----- Dataset content -----

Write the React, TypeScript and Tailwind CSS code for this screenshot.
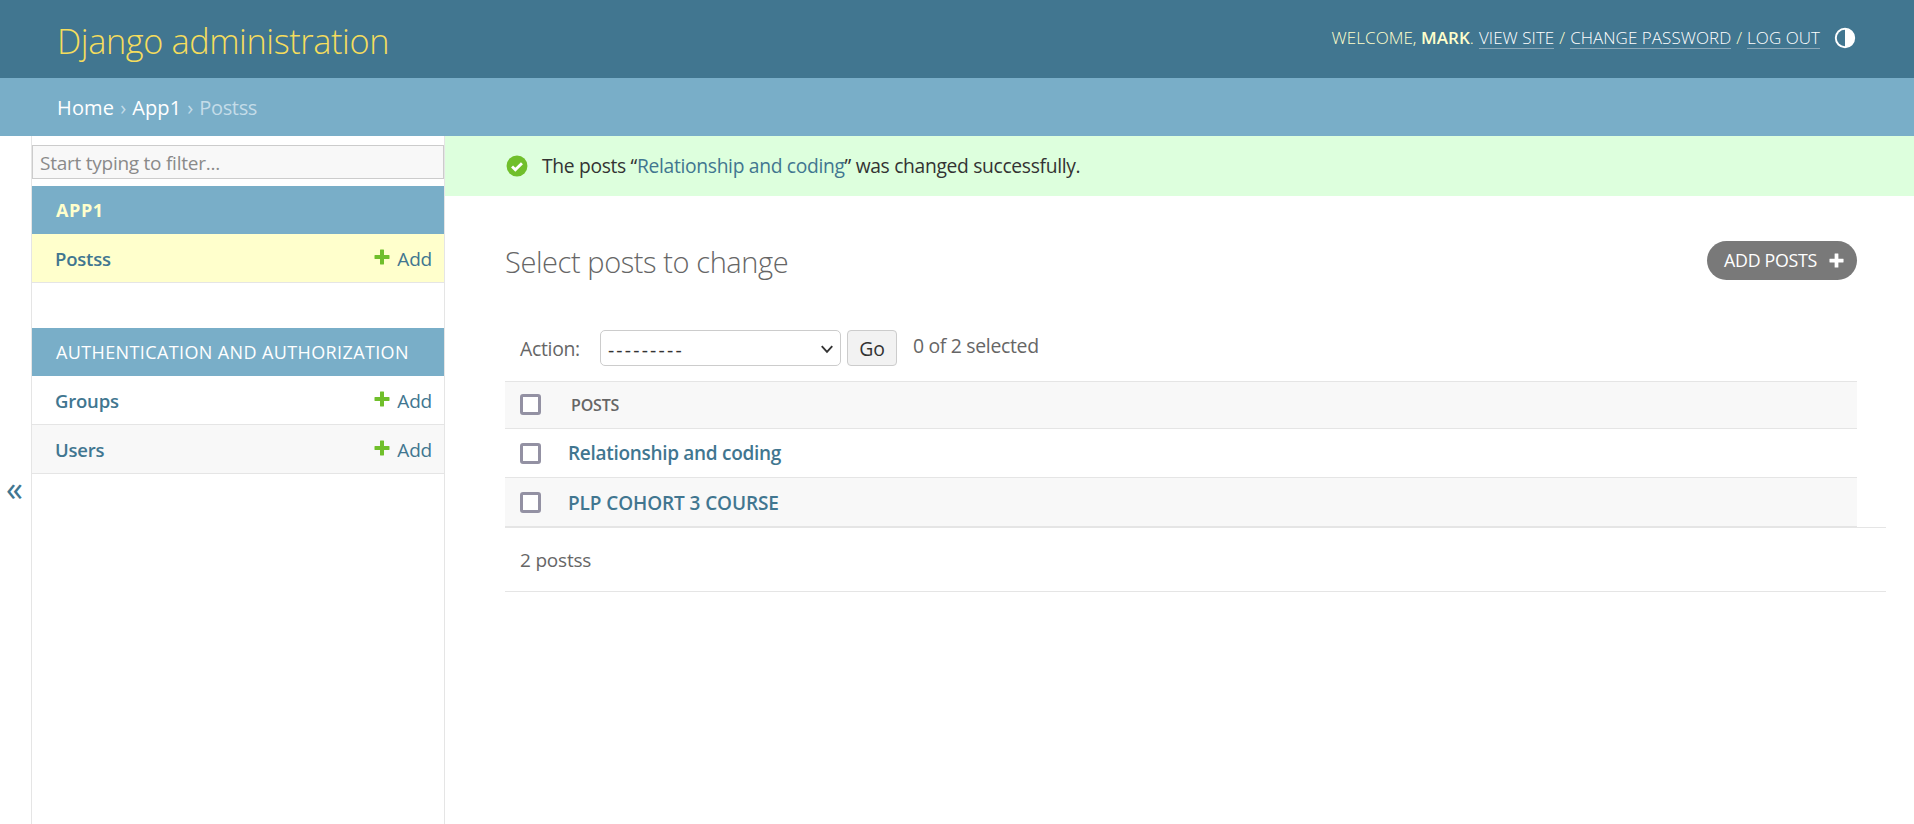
import React from "react";

function Plus({ className = "" }: { className?: string }) {
  return (
    <svg viewBox="0 0 16 16" className={className} aria-hidden="true">
      <path d="M6.4 0.5h3.2a.4.4 0 0 1 .4.4V6h5.1a.4.4 0 0 1 .4.4v3.2a.4.4 0 0 1-.4.4H10v5.1a.4.4 0 0 1-.4.4H6.4a.4.4 0 0 1-.4-.4V10H.9a.4.4 0 0 1-.4-.4V6.4a.4.4 0 0 1 .4-.4H6V.9a.4.4 0 0 1 .4-.4z" fill="currentColor" />
    </svg>
  );
}

function ModelRow({ name, bg, border }: { name: string; bg: string; border: string }) {
  return (
    <div className={`flex h-[49px] items-center justify-between pl-[23px] pr-3 pt-[1px] ${bg} ${border}`}>
      <a className="text-[18.5px] font-semibold tracking-[-0.2px] text-[#417690]">{name}</a>
      <span className="flex items-center gap-[7px] text-[19px] tracking-[-0.2px] text-[#417690]">
        <Plus className="mb-1 h-4 w-4 text-[#70bf2b]" />
        <span className="pt-[1px]">Add</span>
      </span>
    </div>
  );
}

function Check() {
  return <input type="checkbox" className="h-[21px] w-[21px] appearance-none rounded-[3px] border-[3px] border-[#9391a3] bg-white" />;
}

export default function App() {
  return (
    <div className="flex h-[824px] flex-col overflow-hidden bg-white font-['Open_Sans','Noto_Sans',sans-serif] text-[#333]">
      <header className="flex h-[78px] items-center justify-between bg-[#417690] pl-[57px] pr-[58px]">
        <h1 className="pt-[3px] text-[34.3px] font-light tracking-[-0.4px] text-[#f5dd5d]">Django administration</h1>
        <div className="flex items-center gap-[14px] pb-[2px]">
          <div className="flex items-center gap-[5px] text-[17px] font-light tracking-[0.05px] text-[#ffc] uppercase">
            <span>Welcome, <strong className="font-semibold">Mark</strong>.</span>
            <a className="border-b border-[#8aa7b8] leading-[20px] text-white">View site</a>
            <span>/</span>
            <a className="border-b border-[#8aa7b8] leading-[20px] text-white">Change password</a>
            <span>/</span>
            <a className="border-b border-[#8aa7b8] leading-[20px] text-white">Log out</a>
          </div>
          <svg viewBox="0 0 20 20" className="h-[22px] w-[22px]"><circle cx="10" cy="10" r="8.5" fill="#fff" stroke="#fff" strokeWidth="1.5" /><path d="M10 2.5a7.5 7.5 0 0 0 0 15z" fill="#417690" /></svg>
        </div>
      </header>
      <nav className="flex h-[58px] items-center gap-[6px] bg-[#79aec8] pl-[57px] pt-[2px] text-[20px] text-white">
        <a className="tracking-[0.15px]">Home</a><span className="text-[#c4dce8]">›</span><a className="tracking-[0.15px]">App1</a><span className="text-[#c4dce8]">›</span><span className="tracking-[-0.35px] text-[#c4dce8]">Postss</span>
      </nav>
      <div className="flex min-h-0 flex-1">
        <div className="flex w-[32px] items-center justify-center border-r border-[#e5e5e5] pr-[2px] pt-[16px] text-[34px] leading-none text-[#417690]">«</div>
        <aside className="w-[413px] shrink-0 border-r border-[#e5e5e5]">
          <div className="pt-[9px] pb-[7px]">
            <input placeholder="Start typing to filter..." className="block h-[34px] w-full border border-[#ccc] bg-[#f8f8f8] px-[7px] pt-[2px] text-[19px] tracking-[-0.25px] placeholder:text-[#8a8a8a]" />
          </div>
          <div className="flex h-[48px] items-center bg-[#79aec8] pl-[24px] text-[18px] font-bold tracking-[0.6px] text-[#ffc]">APP1</div>
          <ModelRow name="Postss" bg="bg-[#ffc]" border="border-b border-[#e5e5e5]" />
          <div className="h-[45px]" />
          <div className="flex h-[48px] items-center bg-[#79aec8] pl-[24px] text-[18px] tracking-[0.38px] text-white">AUTHENTICATION AND AUTHORIZATION</div>
          <ModelRow name="Groups" bg="bg-white" border="border-b border-[#e5e5e5]" />
          <ModelRow name="Users" bg="bg-[#f8f8f8]" border="border-b border-[#e5e5e5]" />
        </aside>
        <main className="min-w-0 flex-1">
          <div className="flex h-[60px] items-center gap-[14px] bg-[#dfd] pl-[61px] text-[19.25px] tracking-[-0.32px] text-[#333]">
            <svg viewBox="0 0 20 20" className="h-[22px] w-[22px]"><circle cx="10" cy="10" r="9.5" fill="#70bf2b" /><path d="M5.5 10.5l3 3 6-6" fill="none" stroke="#fff" strokeWidth="2.6" /></svg>
            <span className="pt-[1px]">The posts “<a className="text-[#417690]">Relationship and coding</a>” was changed successfully.</span>
          </div>
          <div className="pl-[60px] pr-[28px]">
            <div className="flex h-[134px] items-start justify-between pr-[29px]">
              <h2 className="pt-[46px] text-[29px] leading-[40px] font-light tracking-[-0.42px] text-[#666]">Select posts to change</h2>
              <a className="mt-[45px] flex h-[39px] w-[150px] items-center justify-center gap-[12px] rounded-[20px] bg-[#797979] pl-[4px] text-[17.8px] tracking-[-0.3px] text-white">
                ADD POSTS
                <Plus className="h-[15px] w-[15px]" />
              </a>
            </div>
            <div className="flex h-[51px] items-start pl-[15px] text-[19.4px] tracking-[-0.3px] text-[#666]">
              <span className="mr-[20px] leading-[38px]">Action:</span>
              <div className="relative mr-[6px] h-[36px] w-[241px] rounded-[5px] border border-[#ccc] bg-white pl-[7px] text-[#333]">
                <span className="leading-[37px] tracking-[2.2px]">---------</span>
                <svg viewBox="0 0 12 12" className="absolute right-[6px] top-[11px] h-[14px] w-[14px]"><path d="M1.5 3.5L6 8.5l4.5-5" fill="none" stroke="#333" strokeWidth="1.6" /></svg>
              </div>
              <button className="mr-[16px] h-[36px] w-[50px] rounded-[4px] border border-[#ccc] bg-[#f2f2f2] pt-[1px] text-[#333]">Go</button>
              <span className="leading-[32px]">0 of 2 selected</span>
            </div>
            <div className="mr-[29px]">
              <div className="flex h-[48px] items-center gap-[30px] border-y border-[#e5e5e5] bg-[#f8f8f8] pb-[1px] pl-[15px] text-[16px] font-semibold tracking-[-0.2px] text-[#666]">
                <Check />
                <span className="pt-[1px]">POSTS</span>
              </div>
              <div className="flex h-[49px] items-center gap-[27px] border-b border-[#e5e5e5] bg-white pl-[15px] text-[19px] font-semibold tracking-[-0.3px] text-[#417690]">
                <Check />
                <a className="pt-[1px]">Relationship and coding</a>
              </div>
              <div className="flex h-[49px] items-center gap-[27px] border-b border-[#e5e5e5] bg-[#f8f8f8] pl-[15px] text-[19px] font-semibold tracking-[-0.1px] text-[#417690]">
                <Check />
                <a className="pt-[2px]">PLP COHORT 3 COURSE</a>
              </div>
            </div>
            <div className="flex h-[65px] items-center border-y border-[#e5e5e5] pl-[15px] pt-[1px] text-[19px] tracking-[-0.2px] text-[#666]">2 postss</div>
          </div>
        </main>
      </div>
    </div>
  );
}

-----

Copy out each line in the listing that has the word "React".

_Output for this exercise_
Write the React, TypeScript and Tailwind CSS code for this screenshot.
import React from "react";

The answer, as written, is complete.